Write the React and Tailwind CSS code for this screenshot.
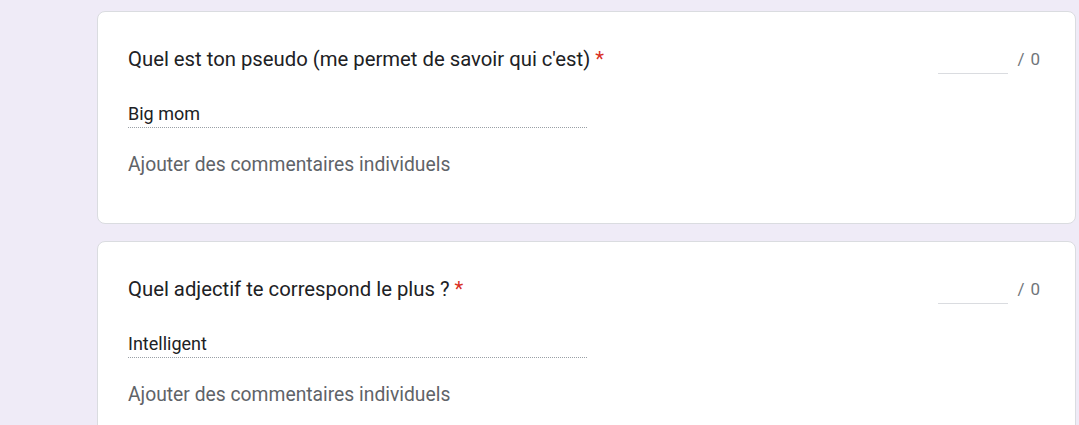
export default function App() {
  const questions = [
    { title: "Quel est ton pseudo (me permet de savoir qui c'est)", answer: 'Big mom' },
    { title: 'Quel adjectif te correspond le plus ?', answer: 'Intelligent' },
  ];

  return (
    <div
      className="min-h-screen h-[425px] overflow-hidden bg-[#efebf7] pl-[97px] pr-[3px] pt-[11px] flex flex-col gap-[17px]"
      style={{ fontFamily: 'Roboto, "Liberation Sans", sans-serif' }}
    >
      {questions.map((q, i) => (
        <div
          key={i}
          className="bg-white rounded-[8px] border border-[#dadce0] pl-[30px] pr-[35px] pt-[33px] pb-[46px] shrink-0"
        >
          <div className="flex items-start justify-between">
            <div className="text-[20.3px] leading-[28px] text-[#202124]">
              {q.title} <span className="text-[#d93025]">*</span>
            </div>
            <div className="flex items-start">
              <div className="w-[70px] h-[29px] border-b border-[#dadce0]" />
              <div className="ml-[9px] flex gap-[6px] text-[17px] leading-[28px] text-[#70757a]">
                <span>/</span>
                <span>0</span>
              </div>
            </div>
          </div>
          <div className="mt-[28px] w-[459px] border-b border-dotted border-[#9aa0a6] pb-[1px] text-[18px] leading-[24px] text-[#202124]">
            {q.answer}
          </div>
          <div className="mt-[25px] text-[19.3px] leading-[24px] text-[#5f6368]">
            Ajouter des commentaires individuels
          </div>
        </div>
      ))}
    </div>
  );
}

########

> Instruction: Reproduce each line exactly, please, except for any pictures.

> Problem solution:
Write the React and Tailwind CSS code for this screenshot.
export default function App() {
  const questions = [
    { title: "Quel est ton pseudo (me permet de savoir qui c'est)", answer: 'Big mom' },
    { title: 'Quel adjectif te correspond le plus ?', answer: 'Intelligent' },
  ];

  return (
    <div
      className="min-h-screen h-[425px] overflow-hidden bg-[#efebf7] pl-[97px] pr-[3px] pt-[11px] flex flex-col gap-[17px]"
      style={{ fontFamily: 'Roboto, "Liberation Sans", sans-serif' }}
    >
      {questions.map((q, i) => (
        <div
          key={i}
          className="bg-white rounded-[8px] border border-[#dadce0] pl-[30px] pr-[35px] pt-[33px] pb-[46px] shrink-0"
        >
          <div className="flex items-start justify-between">
            <div className="text-[20.3px] leading-[28px] text-[#202124]">
              {q.title} <span className="text-[#d93025]">*</span>
            </div>
            <div className="flex items-start">
              <div className="w-[70px] h-[29px] border-b border-[#dadce0]" />
              <div className="ml-[9px] flex gap-[6px] text-[17px] leading-[28px] text-[#70757a]">
                <span>/</span>
                <span>0</span>
              </div>
            </div>
          </div>
          <div className="mt-[28px] w-[459px] border-b border-dotted border-[#9aa0a6] pb-[1px] text-[18px] leading-[24px] text-[#202124]">
            {q.answer}
          </div>
          <div className="mt-[25px] text-[19.3px] leading-[24px] text-[#5f6368]">
            Ajouter des commentaires individuels
          </div>
        </div>
      ))}
    </div>
  );
}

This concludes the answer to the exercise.